ポーの冒険長編小説
創元推理文庫ポー小説全集第2巻に収録されている「ナンタケット島出身のアーサー・ゴードン・ピムの物語」を中心としたポーの記事である。
エドガー・アラン・ポーは著名な短編作家・詩人として知られ、その作家としての生活も雑誌の懸賞への応募という形でスタートしたそうである。23歳のとき全集第1巻に収録されている「壜の中の手記」が最優秀作品賞を獲得し、ポーは賞金をゲットした。そしてその時の懸賞の審査員だったある人物からメッセンジャーという雑誌の編集の仕事をもらった。
メッセンジャー誌編集時代
天才の資質によくある気まぐれさからすぐに辞めてしまうが、あとでまた再就職の希望を出して受け入れられる。この時はポーもバリバリ働いたようでなんでも発行部数が500部から5倍の3500部にのし上がったそうである。
最初すぐ仕事を辞めた背景に従姉妹の女性ヴァージニアへの求婚があった。ポーはヴァージニアの母親から娘の結婚を断られており、酒浸りの自暴自棄になったのである。それでもポーはめげず、よほど諦めきれなかったのだろう、母親を説得し結婚の許可を受けることができた。当時ポーは26歳、妻は13歳だったが書類には21歳と記載した。
ヴァージニアとの結婚
さて結婚して願いが叶うやメッセンジャーに再就職する。辞めたけどやっぱり仕事したい、とでも言ったのであろうか。絶好調のポーは編集者としての名前を上げるが報酬が気に食わず、雑誌の創刊者と編集内容のことで不和になりまたこの愚か者は仕事を1年そこらで辞めてしまう。

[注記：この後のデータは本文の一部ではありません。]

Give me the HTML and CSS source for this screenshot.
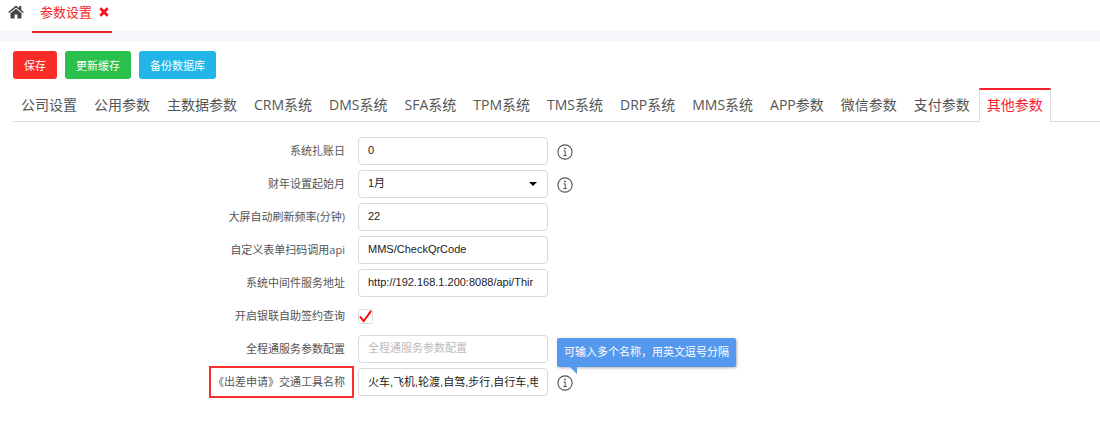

ポーは家族共々ニューヨークへ移る。しかしあてにしていた仕事が得られず、そこでポーは「ナンタケット島出身のアーサー・ゴードン・ピムの物語」を完成させ出版したのである。
小説の構成
完成させた、と書いたのはこの小説が以前メッセンジャーに2度ほど掲載されていたからである。そしてこの小説は短編が多いポーにとって断トツに長く、結構なヴォリュームがあるのだ。
小説の構成はアーサーとその友達のオーガスタスが船に忍び込んで海洋へ旅立つところから、ラストの南極での神秘体験まで続く。
まとめ
「アーサー・ゴードン・ピム」の後半は、生活のために一生懸命ページ数を埋めようという気概が感じられる。前半は狂気の沙汰のような面白さだが。
見どころは船上の謀反、船底からの脱出、海洋の漂流、人肉嗜食など。この冒険談を読むと21世紀の文明社会で悩んでいるのが、みっともなくて馬鹿らしくなる。それほどの面白さ。